The Broader Significance

Message [msg 7176] is, in many ways, the most human-like moment in this segment of the conversation. It's the assistant stepping back from the details of bandwidth calculations and CUDA versions to ask: "What am I actually trying to do here, and in what order should I do it?" The todo list is a cognitive scaffold — a way of managing complexity by externalizing the plan.

In software engineering terms, this is the difference between writing code and writing a design document. The preceding messages were the design document (analyzing trade-offs, calculating bandwidth, comparing architectures). This message is the project plan (breaking the work into tickets, assigning priorities, identifying dependencies). The subsequent messages are the implementation (executing SSH commands, copying files, installing packages).

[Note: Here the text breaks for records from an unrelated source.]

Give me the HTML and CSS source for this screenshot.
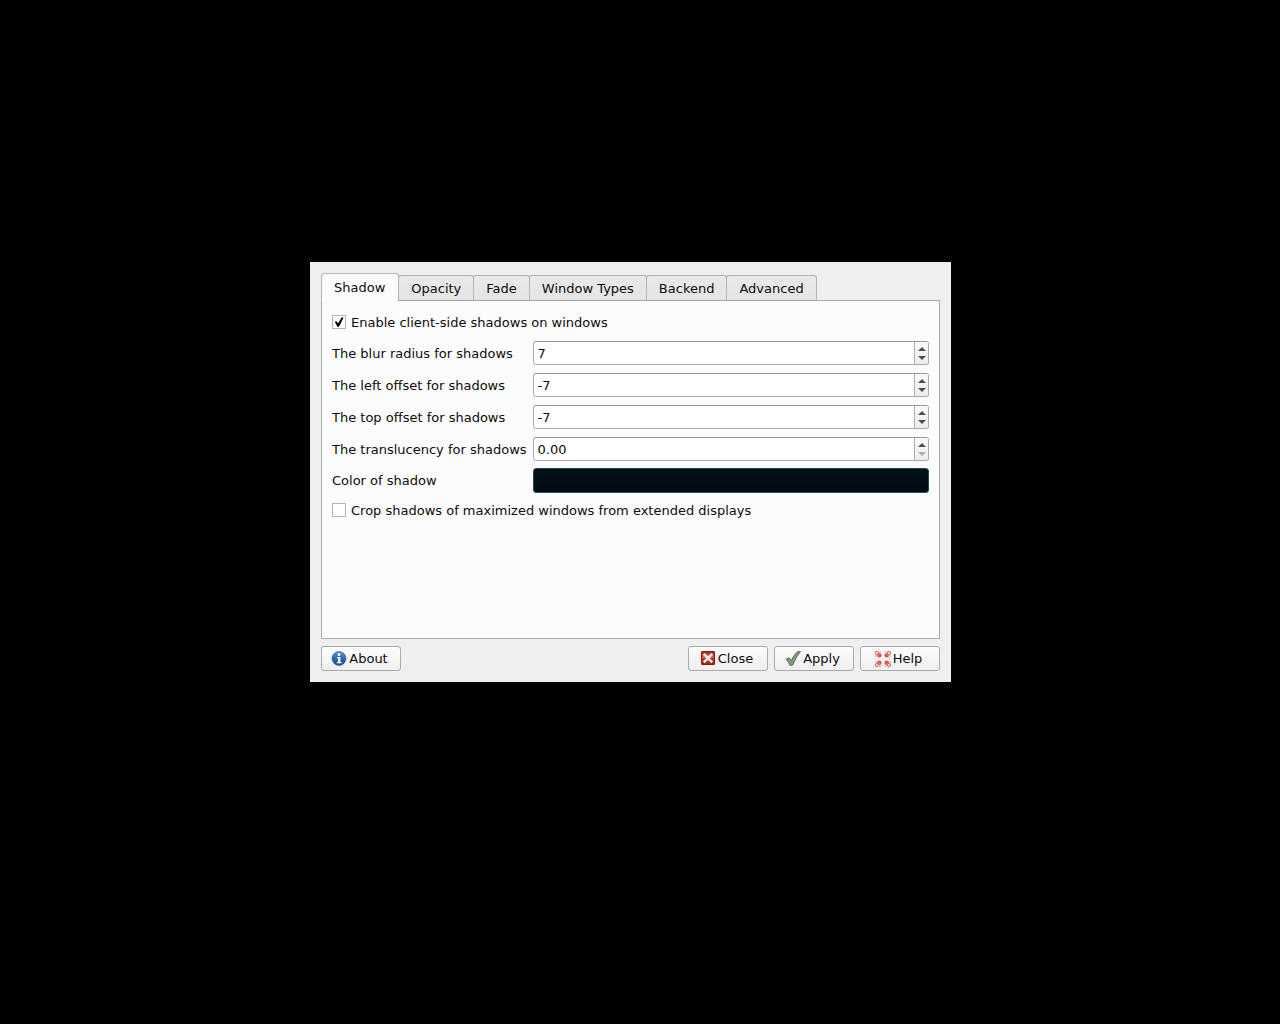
FILE: index.html
```html
<!DOCTYPE html>
<html lang="en">
<head>
<meta charset="utf-8">
<title>Compositor settings</title>
<link rel="stylesheet" href="styles.css">
</head>
<body>
<main class="dialog">
  <div class="tabs" role="tablist">
    <button class="tab tab-active" type="button" role="tab" aria-selected="true" aria-controls="panel" id="tab-shadow">Shadow</button>
    <button class="tab" type="button" role="tab" aria-selected="false">Opacity</button>
    <button class="tab" type="button" role="tab" aria-selected="false">Fade</button>
    <button class="tab" type="button" role="tab" aria-selected="false">Window Types</button>
    <button class="tab" type="button" role="tab" aria-selected="false">Backend</button>
    <button class="tab" type="button" role="tab" aria-selected="false">Advanced</button>
  </div>
  <form class="panel" id="panel" role="tabpanel" aria-labelledby="tab-shadow">
    <label class="check"><input class="box" type="checkbox" checked>Enable client-side shadows on windows</label>

    <label class="name" for="blur">The blur radius for shadows</label>
    <div class="spin">
      <input class="value" id="blur" type="number" value="7">
      <div class="steps">
        <button class="step" type="button" aria-label="Increase"><svg class="arrow" viewBox="0 0 8 4"><path d="M0 4L4 0L8 4Z"/></svg></button>
        <button class="step" type="button" aria-label="Decrease"><svg class="arrow" viewBox="0 0 8 4"><path d="M0 0L4 4L8 0Z"/></svg></button>
      </div>
    </div>

    <label class="name" for="left">The left offset for shadows</label>
    <div class="spin">
      <input class="value" id="left" type="number" value="-7">
      <div class="steps">
        <button class="step" type="button" aria-label="Increase"><svg class="arrow" viewBox="0 0 8 4"><path d="M0 4L4 0L8 4Z"/></svg></button>
        <button class="step" type="button" aria-label="Decrease"><svg class="arrow" viewBox="0 0 8 4"><path d="M0 0L4 4L8 0Z"/></svg></button>
      </div>
    </div>

    <label class="name" for="top">The top offset for shadows</label>
    <div class="spin">
      <input class="value" id="top" type="number" value="-7">
      <div class="steps">
        <button class="step" type="button" aria-label="Increase"><svg class="arrow" viewBox="0 0 8 4"><path d="M0 4L4 0L8 4Z"/></svg></button>
        <button class="step" type="button" aria-label="Decrease"><svg class="arrow" viewBox="0 0 8 4"><path d="M0 0L4 4L8 0Z"/></svg></button>
      </div>
    </div>

    <label class="name" for="translucency">The translucency for shadows</label>
    <div class="spin">
      <input class="value" id="translucency" type="number" value="0.00" min="0" step="0.01">
      <div class="steps">
        <button class="step" type="button" aria-label="Increase"><svg class="arrow" viewBox="0 0 8 4"><path d="M0 4L4 0L8 4Z"/></svg></button>
        <button class="step" type="button" aria-label="Decrease" disabled><svg class="arrow" viewBox="0 0 8 4"><path d="M0 0L4 4L8 0Z"/></svg></button>
      </div>
    </div>

    <label class="name name-color" for="color">Color of shadow</label>
    <button class="color" id="color" type="button"></button>

    <label class="check"><input class="box" type="checkbox">Crop shadows of maximized windows from extended displays</label>
  </form>
  <div class="actions">
    <button class="action" type="button">
      <svg class="icon" viewBox="0 0 16 16">
        <defs><linearGradient id="blue" x1="0" y1="0" x2="0" y2="1"><stop offset="0" stop-color="#5c93cf"/><stop offset="0.5" stop-color="#2a68b0"/><stop offset="1" stop-color="#1c4f92"/></linearGradient></defs>
        <circle cx="8" cy="7.5" r="7" fill="url(#blue)" stroke="#2c5c98" stroke-width="0.6"/>
        <circle cx="8" cy="3.7" r="1.4" fill="#fff"/>
        <path d="M6 6h3.4v5h1.2v1.3H5.8v-1.3H7V7.3H6Z" fill="#fff"/>
      </svg>About</button>
    <button class="action action-first" type="button">
      <svg class="icon" viewBox="0 0 16 16">
        <defs><linearGradient id="red" x1="0" y1="0" x2="0" y2="1"><stop offset="0" stop-color="#a8231c"/><stop offset="0.45" stop-color="#cd6a58"/><stop offset="0.55" stop-color="#c22f22"/><stop offset="1" stop-color="#b01a10"/></linearGradient></defs>
        <rect x="1.5" y="0.5" width="13" height="13" rx="0.5" fill="url(#red)" stroke="#8f1a15"/>
        <path d="M3.8 2.8L12.2 11.4M12.2 2.8L3.8 11.4" stroke="#f6eeec" stroke-width="2.6"/>
      </svg>Close</button>
    <button class="action" type="button">
      <svg class="icon" viewBox="0 0 16 16">
        <path d="M1 8.2L4 6.8L6.2 9.6Q9 3.6 12.4 0.8L15.4 0.6Q10.6 6.5 7.8 14L5.2 14.4Q3.6 11 1 8.2Z" fill="#869b7a" stroke="#566a4c" stroke-width="0.9" stroke-linejoin="round"/>
      </svg>Apply</button>
    <button class="action" type="button">
      <svg class="icon" viewBox="0 0 16 16">
        <defs>
          <g id="quarter">
            <circle cx="2" cy="2" r="1.5" fill="#fff" stroke="#c94a4a" stroke-width="0.9"/>
            <path d="M3.6 1Q5.2 0.3 6.4 1.2M1 3.6Q0.3 5.2 1.2 6.4" fill="none" stroke="#d98a8a" stroke-width="0.8"/>
            <path d="M1.9 4.6L4.6 1.9Q6.2 2.2 6.6 4L6 6L4 6.6Q2.2 6.2 1.9 4.6Z" fill="#dd4c4c"/>
            <path d="M3.2 4.6L4.6 3.2" stroke="#f3a9a7" stroke-width="0.8"/>
          </g>
        </defs>
        <use href="#quarter"/>
        <use href="#quarter" transform="translate(16 0) scale(-1 1)"/>
        <use href="#quarter" transform="translate(0 16) scale(1 -1)"/>
        <use href="#quarter" transform="translate(16 16) scale(-1 -1)"/>
      </svg>Help</button>
  </div>
</main>
</body>
</html>
```
FILE: styles.css
```css
* { box-sizing: border-box; }

body {
  margin: 0;
  padding: 262px 329px 20px 310px;
  background: #000;
  color: #0c0c0c;
  font-family: "DejaVu Sans", sans-serif;
  font-size: 13px;
  line-height: 16px;
}

button, input { font: inherit; color: inherit; }

.dialog {
  min-width: 560px;
  padding: 11px;
  background: #efefef;
}

/* Tab strip: each tab shares its side border with the next */
.tabs {
  position: relative;
  z-index: 1;
  display: flex;
  align-items: flex-end;
  margin-bottom: -1px;
}

.tab {
  height: 26px;
  margin: 0 0 0 -1px;
  padding: 2px 12px 0;
  border: 1px solid #b4b4b4;
  border-bottom-color: #a4a4a4;
  border-radius: 3px 3px 0 0;
  background: linear-gradient(#e9e9e9, #e5e5e5);
}

.tab-active {
  height: 28px;
  margin-left: 0;
  padding: 1px 13px 0 12px;
  border-bottom-color: #fcfcfc;
  background: #fcfcfc;
}

.panel {
  display: grid;
  grid-template-columns: auto 1fr;
  align-content: start;
  gap: 7px 6px;
  min-height: 339px;
  padding: 11px 10px;
  border: 1px solid #a9a9a9;
  background: #fcfcfc;
}

.check {
  grid-column: 1 / -1;
  display: flex;
  align-items: center;
  gap: 5px;
  height: 21px;
}

.box {
  appearance: none;
  display: grid;
  place-items: center;
  width: 14px;
  height: 14px;
  margin: 0 0 1px;
  border: 1px solid #b4b4b4;
  background: #fff;
}

.box:checked::before {
  content: "";
  width: 10px;
  height: 10px;
  background: #000;
  clip-path: polygon(8% 48%, 26% 42%, 40% 66%, 76% 4%, 96% 4%, 50% 98%, 34% 98%);
}

.name {
  align-self: center;
  padding-top: 2px;
}

.name-color { padding-top: 0; }

.spin {
  display: flex;
  align-self: end;
  height: 24px;
  margin-top: 1px;
  overflow: hidden;
  border: 1px solid #adadad;
  border-top-color: #999;
  border-radius: 3px;
  background: #fff;
}

.value {
  flex: 1;
  min-width: 0;
  padding: 2px 4px 0;
  border: 0;
  background: none;
  outline: 0;
  appearance: textfield;
}

.value::-webkit-inner-spin-button { appearance: none; }

.steps {
  display: flex;
  flex-direction: column;
  width: 14px;
  padding: 2px 0;
  border-left: 1px solid #adadad;
  background: linear-gradient(#fbfbfb, #ececec);
}

.step {
  flex: 1;
  display: grid;
  place-items: center;
  min-height: 0;
  padding: 0;
  border: 0;
  background: none;
}

.arrow {
  width: 8px;
  height: 4px;
  fill: #4f4f4f;
}

.step:disabled .arrow { fill: #b0b0b0; }

.color {
  height: 25px;
  border: 1px solid #1d4c63;
  border-radius: 3px;
  background: linear-gradient(#041218, #030b14);
}

.actions {
  display: flex;
  gap: 6px;
  padding-top: 7px;
}

.action {
  display: flex;
  align-items: center;
  justify-content: center;
  gap: 2px;
  width: 80px;
  height: 25px;
  padding: 0 3px 0 0;
  border: 1px solid #ababab;
  border-radius: 3px;
  background: linear-gradient(#fdfdfd, #eee);
}

.action-first { margin-left: auto; }

.icon {
  flex: none;
  width: 16px;
  height: 16px;
}
```
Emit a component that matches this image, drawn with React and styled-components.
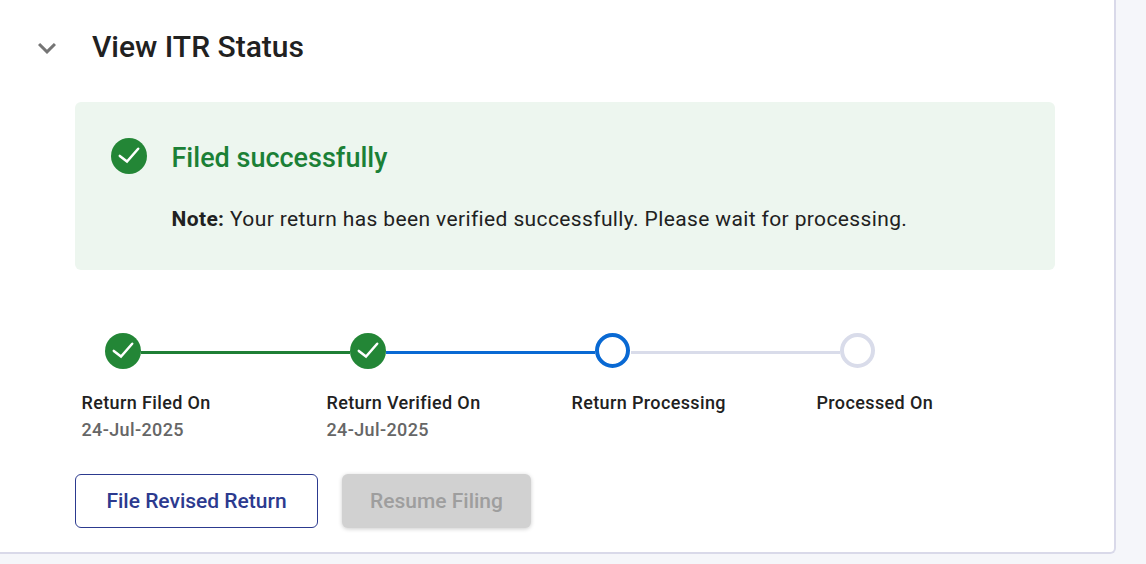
import React from 'react';
import styled, { createGlobalStyle } from 'styled-components';

const GlobalStyle = createGlobalStyle`
  * {
    box-sizing: border-box;
  }

  body {
    margin: 0;
    background-color: #f5f6fa;
    font-family: Roboto, sans-serif;
    color: #212121;
    overflow: hidden;
  }
`;

const Card = styled.main`
  width: 1116px;
  height: 554px;
  padding: 28px 59px 0 29px;
  background-color: #ffffff;
  border-right: 2px solid #d9d9e9;
  border-bottom: 2px solid #d9d9e9;
  border-bottom-right-radius: 6px;
`;

const Header = styled.header`
  display: flex;
  align-items: center;
  gap: 27px;
  height: 38px;
`;

const Chevron = styled.svg`
  width: 36px;
  height: 36px;
  margin-top: 2px;
  fill: #757575;
`;

const Title = styled.h1`
  margin: 0;
  font-size: 30px;
  font-weight: 500;
  line-height: 36px;
`;

const Content = styled.div`
  margin-left: 46px;
`;

const Banner = styled.section`
  display: flex;
  gap: 24.5px;
  height: 168px;
  margin-top: 36px;
  padding: 36px;
  border-radius: 6px;
  background-color: #edf6ef;
`;

const BannerTitle = styled.h2`
  margin: 0;
  color: #1b8036;
  font-size: 27px;
  font-weight: 500;
  line-height: 40px;
`;

const Note = styled.p`
  margin: 26px 0 0;
  font-size: 21px;
  line-height: 30px;
  letter-spacing: 0.375px;
`;

const CheckCircle = styled.svg`
  flex: none;
  width: 36px;
  height: 36px;
`;

const Steps = styled.ol`
  display: flex;
  height: 108px;
  margin: 63px 0 0;
  padding: 0;
  list-style: none;
`;

const Step = styled.li`
  width: 245px;
`;

const Track = styled.div`
  display: flex;
  height: 36px;
  width: 245px;
  margin-left: 30px;
`;

const Ring = styled.span`
  width: 35px;
  height: 35px;
  margin-right: 1px;
  border: 4px solid ${(props) => props.$color};
  border-radius: 50%;
`;

const Line = styled.span`
  flex: 1;
  height: 3px;
  margin-top: 18px;
  background-color: ${(props) => props.$color};
`;

const StepLabel = styled.div`
  margin: 20px 0 0 6.5px;
  font-size: 18px;
  font-weight: 500;
  line-height: 27px;
  letter-spacing: 0.375px;
`;

const StepDate = styled.div`
  margin-left: 6.5px;
  color: #666666;
  font-size: 18px;
  font-weight: 500;
  line-height: 27px;
  letter-spacing: 0.375px;
`;

const Actions = styled.div`
  display: flex;
  gap: 24px;
  margin-top: 33px;
`;

const Button = styled.button`
  width: ${(props) => props.$width};
  height: 54px;
  padding: 0;
  border: 1px solid #2c3a8f;
  border-radius: 6px;
  background-color: #ffffff;
  color: #2c3a8f;
  font-family: inherit;
  font-size: 21px;
  font-weight: 500;

  &:disabled {
    border: none;
    background-color: #d1d1d1;
    color: #9e9e9e;
    box-shadow: 0 1px 4px rgba(0, 0, 0, 0.2);
  }
`;

const GREEN = '#1f7f35';
const BLUE = '#0969d3';
const GREY = '#d9dcea';

const steps = [
    { label: 'Return Filed On', date: '24-Jul-2025', done: true, line: GREEN },
    { label: 'Return Verified On', date: '24-Jul-2025', done: true, line: BLUE },
    { label: 'Return Processing', ring: BLUE, line: GREY },
    { label: 'Processed On', ring: GREY },
];

function Check() {
    return (
        <CheckCircle viewBox="0 0 36 36">
            <circle cx="18" cy="18" r="18" fill="#238636" />
            <path
                d="M8.8 17.9 16 23.6 27.2 10.8"
                fill="none"
                stroke="#ffffff"
                strokeWidth="2.5"
                strokeLinecap="round"
            />
        </CheckCircle>
    );
}

function App() {
    return (
        <>
            <GlobalStyle />
            <Card>
                <Header>
                    <Chevron viewBox="0 0 24 24">
                        <path d="M7.41 8.59 12 13.17l4.59-4.58L18 10l-6 6-6-6z" />
                    </Chevron>
                    <Title>View ITR Status</Title>
                </Header>
                <Content>
                    <Banner>
                        <Check />
                        <div>
                            <BannerTitle>Filed successfully</BannerTitle>
                            <Note>
                                <strong>Note:</strong> Your return has been verified successfully. Please wait for processing.
                            </Note>
                        </div>
                    </Banner>
                    <Steps>
                        {steps.map((step) => (
                            <Step key={step.label}>
                                <Track>
                                    {step.done ? <Check /> : <Ring $color={step.ring} />}
                                    {step.line && <Line $color={step.line} />}
                                </Track>
                                <StepLabel>{step.label}</StepLabel>
                                {step.date && <StepDate>{step.date}</StepDate>}
                            </Step>
                        ))}
                    </Steps>
                    <Actions>
                        <Button $width="243px">File Revised Return</Button>
                        <Button $width="189px" disabled>Resume Filing</Button>
                    </Actions>
                </Content>
            </Card>
        </>
    );
}

export default App;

The todo list also serves a social function: it communicates competence to the user. By presenting a well-structured plan before executing, the assistant demonstrates that it understands the scope of the work, has thought about dependencies, and is approaching the task methodically. This builds trust, especially in a context where the user has just given a complex, multi-step instruction.

Conclusion

Message [msg 7176] is a planning artifact — a structured todo list that bridges the gap between analysis and execution in a complex ML infrastructure task. It encodes the assistant's understanding of task dependencies, risk priorities, and hardware uncertainty. While it contains no technical breakthroughs or novel insights, it is the essential connective tissue that transforms a set of architectural trade-offs into an executable sequence of actions. The todo list's assumptions (about GPU availability, disk space, CUDA compatibility) are reasonable but untested at the time of writing, and the subsequent execution reveals both the strengths of this approach (rapid adaptation to discovered hardware) and its limitations (fragile data transfer with no error handling). As a window into the assistant's planning process, it reveals a methodical, risk-aware, and adaptive approach to managing complexity — one that any engineer would recognize as sound practice.